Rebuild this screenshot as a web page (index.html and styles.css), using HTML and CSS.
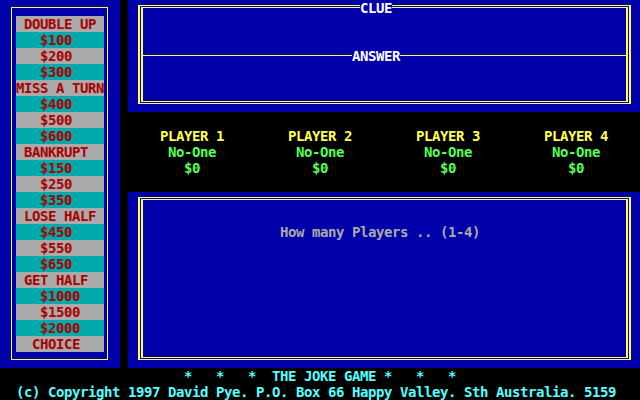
FILE: index.html
```html
<!DOCTYPE html>
<html>
<head>
<meta charset="utf-8">
<title>The Joke Game</title>
<link rel="stylesheet" href="styles.css">
</head>
<body>
<div class="screen">
  <div class="wheel">
    <div class="wheel-frame">
      <div class="wheel-item"> DOUBLE UP</div>
      <div class="wheel-item">   $100</div>
      <div class="wheel-item">   $200</div>
      <div class="wheel-item">   $300</div>
      <div class="wheel-item">MISS A TURN</div>
      <div class="wheel-item">   $400</div>
      <div class="wheel-item">   $500</div>
      <div class="wheel-item">   $600</div>
      <div class="wheel-item"> BANKRUPT</div>
      <div class="wheel-item">   $150</div>
      <div class="wheel-item">   $250</div>
      <div class="wheel-item">   $350</div>
      <div class="wheel-item"> LOSE HALF</div>
      <div class="wheel-item">   $450</div>
      <div class="wheel-item">   $550</div>
      <div class="wheel-item">   $650</div>
      <div class="wheel-item"> GET HALF</div>
      <div class="wheel-item">   $1000</div>
      <div class="wheel-item">   $1500</div>
      <div class="wheel-item">   $2000</div>
      <div class="wheel-item">  CHOICE</div>
    </div>
  </div>

  <div class="main">
    <div class="clue-box">
      <div class="frame-outer">
        <div class="frame-inner">
          <div class="clue-area"></div>
          <div class="answer-area"></div>
        </div>
      </div>
      <span class="frame-label label-clue">CLUE</span>
      <span class="frame-label label-answer">ANSWER</span>
    </div>

    <div class="players">
      <div class="player">
        <div class="player-name">PLAYER 1</div>
        <div class="player-info">No-One</div>
        <div class="player-info">$0</div>
      </div>
      <div class="player">
        <div class="player-name">PLAYER 2</div>
        <div class="player-info">No-One</div>
        <div class="player-info">$0</div>
      </div>
      <div class="player">
        <div class="player-name">PLAYER 3</div>
        <div class="player-info">No-One</div>
        <div class="player-info">$0</div>
      </div>
      <div class="player">
        <div class="player-name">PLAYER 4</div>
        <div class="player-info">No-One</div>
        <div class="player-info">$0</div>
      </div>
    </div>

    <div class="board-box">
      <div class="frame-outer">
        <div class="frame-inner board-inner">
          <div class="message">How many Players .. (1-4)</div>
        </div>
      </div>
    </div>
  </div>

  <div class="footer">
    <div class="footer-title">*   *   *  THE JOKE GAME *   *   *</div>
    <div class="footer-copy">(c) Copyright 1997 David Pye. P.O. Box 66 Happy Valley. Sth Australia. 5159</div>
  </div>
</div>
</body>
</html>
```
FILE: styles.css
```css
* {
  box-sizing: border-box;
  margin: 0;
  padding: 0;
}

body {
  width: 640px;
  height: 400px;
  overflow: hidden;
  background: #000000;
  font-family: "DejaVu Sans Mono", "Liberation Mono", monospace;
  font-weight: bold;
  font-size: 14px;
  letter-spacing: -0.43px;
  line-height: 16px;
}

.screen {
  display: grid;
  grid-template-columns: 120px 512px;
  grid-template-rows: 368px 32px;
  column-gap: 8px;
}

/* Left prize wheel */
.wheel {
  background: #0000aa;
  padding: 7px 12px 8px 11px;
}

.wheel-frame {
  height: 100%;
  border: 1px solid #ffff55;
  padding: 8px 3px 7px 4px;
}

.wheel-item {
  height: 16px;
  white-space: pre;
  color: #aa0000;
  background: #00aaaa;
}

.wheel-item:nth-child(odd) {
  background: #aaaaaa;
}

/* Right column */
.main {
  display: flex;
  flex-direction: column;
}

.clue-box {
  position: relative;
  height: 112px;
  background: #0000aa;
  padding: 5px 9px 8px 10px;
}

.frame-outer {
  height: 100%;
  border-style: solid;
  border-color: #ffff55;
  border-width: 1px 2px;
  padding: 1px;
}

.frame-inner {
  height: 100%;
  border-style: solid;
  border-color: #ffff55;
  border-width: 1px 2px;
  display: flex;
  flex-direction: column;
}

.clue-area {
  height: 48px;
  border-bottom: 1px solid #ffff55;
}

.answer-area {
  flex: 1;
}

.frame-label {
  position: absolute;
  top: 0;
  height: 16px;
  background: #0000aa;
  color: #ffffff;
  white-space: pre;
}

.label-clue {
  left: 232px;
}

.label-answer {
  left: 224px;
  top: 48px;
}

/* Players */
.players {
  height: 80px;
  padding: 16px 0;
  display: grid;
  grid-template-columns: repeat(4, 128px);
  text-align: center;
}

.player-name {
  color: #ffff55;
}

.player-info {
  color: #55ff55;
}

/* Board / message box */
.board-box {
  height: 176px;
  background: #0000aa;
  padding: 5px 9px 8px 10px;
}

.board-inner {
  padding: 24px 0 0 137px;
}

.message {
  color: #aaaaaa;
  white-space: pre;
}

/* Footer */
.footer {
  grid-column: 1 / -1;
  color: #55ffff;
}

.footer-title,
.footer-copy {
  height: 16px;
  white-space: pre;
}

.footer-title {
  padding-left: 184px;
}

.footer-copy {
  padding-left: 16px;
}
```
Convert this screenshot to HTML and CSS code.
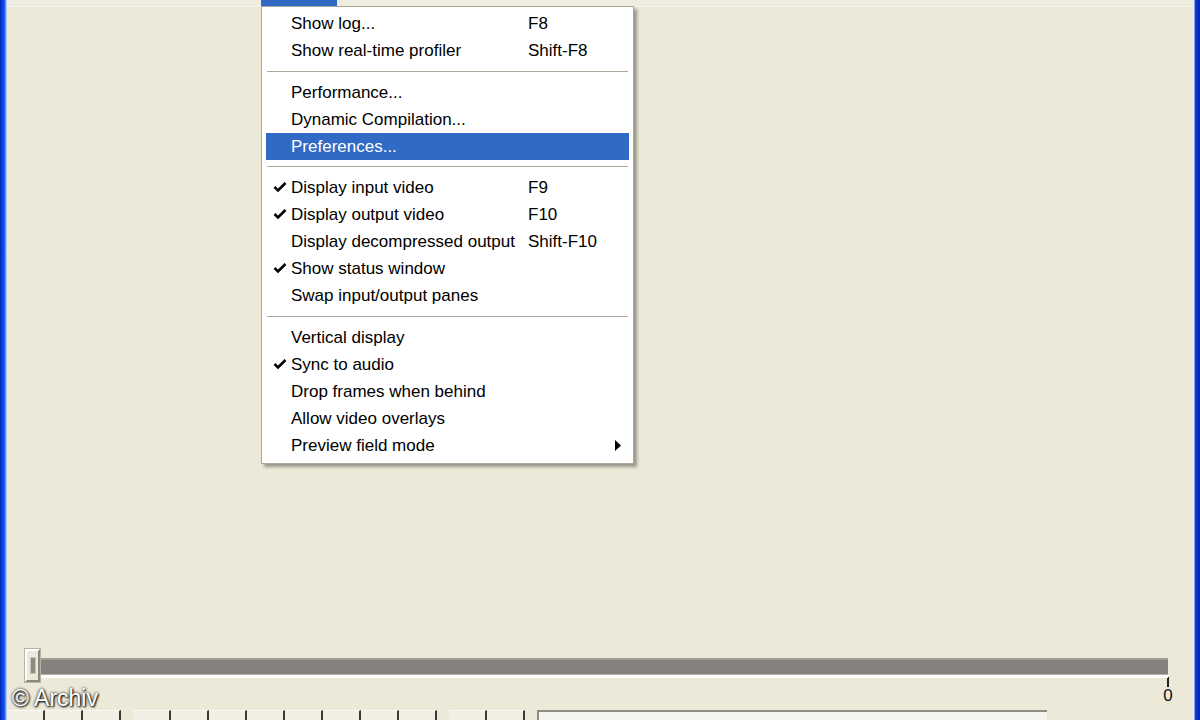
FILE: index.html
```html
<!DOCTYPE html>
<html lang="en">
<head>
    <meta charset="UTF-8">
    <title>VirtualDub - Options menu</title>
    <link rel="stylesheet" href="styles.css">
</head>
<body>
<div class="window">
    <div class="frame-left"></div>

    <div class="client">
        <div class="menubar">
            <span class="menubar-item" style="width: 254px"></span>
            <span class="menubar-item open"></span>
        </div>

        <div class="workspace"></div>

        <div class="slider-row">
            <div class="track">
                <div class="thumb"><div class="grip"></div></div>
            </div>
            <div class="tick-end">
                <div class="tick"></div>
                <span class="tick-label">0</span>
            </div>
        </div>

        <div class="toolbar">
            <div class="tool-group">
                <span class="tool"></span><span class="tool"></span><span class="tool"></span>
            </div>
            <div class="tool-group">
                <span class="tool"></span><span class="tool"></span><span class="tool"></span><span class="tool"></span>
                <span class="tool"></span><span class="tool"></span><span class="tool"></span><span class="tool"></span>
            </div>
            <div class="tool-group">
                <span class="tool"></span><span class="tool"></span>
            </div>
            <div class="position-field"></div>
        </div>
    </div>

    <div class="frame-right"></div>
</div>

<!-- dropdown menu lies over the workspace -->
<div class="menu">
    <div class="menu-item"><span class="check"></span><span class="label">Show log...</span><span class="key">F8</span><span class="sub"></span></div>
    <div class="menu-item"><span class="check"></span><span class="label">Show real-time profiler</span><span class="key">Shift-F8</span><span class="sub"></span></div>
    <div class="menu-sep"></div>
    <div class="menu-item"><span class="check"></span><span class="label">Performance...</span><span class="key"></span><span class="sub"></span></div>
    <div class="menu-item"><span class="check"></span><span class="label">Dynamic Compilation...</span><span class="key"></span><span class="sub"></span></div>
    <div class="menu-item selected"><span class="check"></span><span class="label">Preferences...</span><span class="key"></span><span class="sub"></span></div>
    <div class="menu-sep"></div>
    <div class="menu-item"><span class="check"><svg width="14" height="11" viewBox="0 0 14 11"><polyline points="1.5,5 5,8.5 12.5,1" fill="none" stroke="#000" stroke-width="2.6"/></svg></span><span class="label">Display input video</span><span class="key">F9</span><span class="sub"></span></div>
    <div class="menu-item"><span class="check"><svg width="14" height="11" viewBox="0 0 14 11"><polyline points="1.5,5 5,8.5 12.5,1" fill="none" stroke="#000" stroke-width="2.6"/></svg></span><span class="label">Display output video</span><span class="key">F10</span><span class="sub"></span></div>
    <div class="menu-item"><span class="check"></span><span class="label">Display decompressed output</span><span class="key">Shift-F10</span><span class="sub"></span></div>
    <div class="menu-item"><span class="check"><svg width="14" height="11" viewBox="0 0 14 11"><polyline points="1.5,5 5,8.5 12.5,1" fill="none" stroke="#000" stroke-width="2.6"/></svg></span><span class="label">Show status window</span><span class="key"></span><span class="sub"></span></div>
    <div class="menu-item"><span class="check"></span><span class="label">Swap input/output panes</span><span class="key"></span><span class="sub"></span></div>
    <div class="menu-sep"></div>
    <div class="menu-item"><span class="check"></span><span class="label">Vertical display</span><span class="key"></span><span class="sub"></span></div>
    <div class="menu-item"><span class="check"><svg width="14" height="11" viewBox="0 0 14 11"><polyline points="1.5,5 5,8.5 12.5,1" fill="none" stroke="#000" stroke-width="2.6"/></svg></span><span class="label">Sync to audio</span><span class="key"></span><span class="sub"></span></div>
    <div class="menu-item"><span class="check"></span><span class="label">Drop frames when behind</span><span class="key"></span><span class="sub"></span></div>
    <div class="menu-item"><span class="check"></span><span class="label">Allow video overlays</span><span class="key"></span><span class="sub"></span></div>
    <div class="menu-item"><span class="check"></span><span class="label">Preview field mode</span><span class="key"></span><span class="sub"><svg width="7" height="11" viewBox="0 0 7 11"><polygon points="0,0 6,5.5 0,11" fill="#000"/></svg></span></div>
</div>

<div class="watermark">&copy; Archiv</div>
</body>
</html>
```

FILE: styles.css
```css
html, body {
    height: 100%;
}

body {
    margin: 0;
    overflow: hidden;
    font-family: "Liberation Sans", Arial, sans-serif;
    background-color: #ECE9D8;
}

.window {
    display: flex;
    height: 720px;
}

.frame-left {
    width: 7px;
    background: linear-gradient(to right, #0022B8 0, #0A3BD6 30%, #1A5CEB 65%, #8FA8F0 85%, #DCE3F5 100%);
}

.frame-right {
    width: 8px;
    background: linear-gradient(to right, #E4EFF3 0, #E4EFF3 25%, #0B3ED9 40%, #0A2FC8 70%, #081FA8 100%);
}

.client {
    flex: 1;
    display: flex;
    flex-direction: column;
    background-color: #ECE9D8;
}

/* only the bottom of the menu bar is on screen */
.menubar {
    height: 6px;
    display: flex;
    background-color: #EFEDE0;
    border-bottom: 1px solid #F6F4EC;
}

.menubar-item {
    display: block;
    height: 6px;
}

.menubar-item.open {
    width: 76px;
    background-color: #316AC5;
}

.workspace {
    flex: 1;
}

.slider-row {
    display: flex;
    height: 62px;
    padding-left: 31px;
    padding-right: 24px;
}

.track {
    position: relative;
    flex: 1;
    height: 14px;
    margin-top: 10px;
    background-color: #85827D;
    border-top: 2px solid #A09D95;
    border-bottom: 1px solid #B4B1A8;
    box-shadow: 0 3px 0 #FFFFFF;
}

.thumb {
    position: absolute;
    left: -13px;
    top: -11px;
    width: 11px;
    height: 29px;
    background-color: #ECE9D8;
    border: 2px solid #FFFFFF;
    border-right-color: #8B887F;
    border-bottom-color: #8B887F;
    outline: 1px solid #B7B3A7;
}

.grip {
    width: 4px;
    height: 15px;
    margin: 6px 0 0 3px;
    background-color: #8E8B82;
    border: 1px solid #C7C3B6;
}

.tick-end {
    width: 0;
    display: flex;
    flex-direction: column;
    align-items: center;
    padding-top: 29px;
}

.tick {
    width: 2px;
    height: 10px;
    background-color: #222222;
}

.tick-label {
    font-family: "Liberation Sans", Arial, sans-serif;
    font-size: 17px;
    line-height: 18px;
    color: #111111;
}

.toolbar {
    display: flex;
    gap: 12px;
    height: 10px;
}

.tool-group {
    display: flex;
}

.tool {
    display: block;
    width: 38px;
    height: 10px;
    border-top: 1px solid #F9F8F3;
    border-right: 2px solid #3A3A36;
    box-sizing: border-box;
    background-color: #F1EFE4;
}

.position-field {
    width: 508px;
    border-top: 2px solid #8F8C83;
    border-left: 2px solid #8F8C83;
    background-color: #F5F4EE;
}

/* popup menu */
.menu {
    position: absolute;
    left: 261px;
    top: 6px;
    width: 363px;
    padding: 3px 4px 4px 4px;
    background-color: #FFFFFF;
    border: 1px solid #ACA899;
    box-shadow: 3px 3px 3px rgba(0, 0, 0, 0.35);
    font-family: "Liberation Sans", Tahoma, sans-serif;
    font-size: 17px;
    color: #000000;
}

.menu-item {
    display: grid;
    grid-template-columns: 25px 237px 1fr 14px;
    align-items: center;
    height: 27px;
    line-height: 27px;
    white-space: nowrap;
}

.menu-item.selected {
    background-color: #316AC5;
    color: #FFFFFF;
}

.check {
    display: flex;
    align-items: center;
    justify-content: center;
    padding-left: 3px;
}

.sub {
    display: flex;
    align-items: center;
}

.menu-sep {
    height: 1px;
    margin: 6.5px 1px 7px 1px;
    background-color: #ACA899;
}

.watermark {
    position: absolute;
    left: 12px;
    top: 685px;
    font-family: "Liberation Sans", Arial, sans-serif;
    font-size: 23px;
    color: #FFFFFF;
    text-shadow: 0 0 3px #000000, 1px 1px 2px #000000;
}
```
·····
Show every line where the string "styles" appears.

Rebuild this screenshot as a web page (index.html and styles.css), using HTML and CSS.
<link rel="stylesheet" href="styles.css">
FILE: styles.css
    <link rel="stylesheet" href="styles.css">
FILE: styles.css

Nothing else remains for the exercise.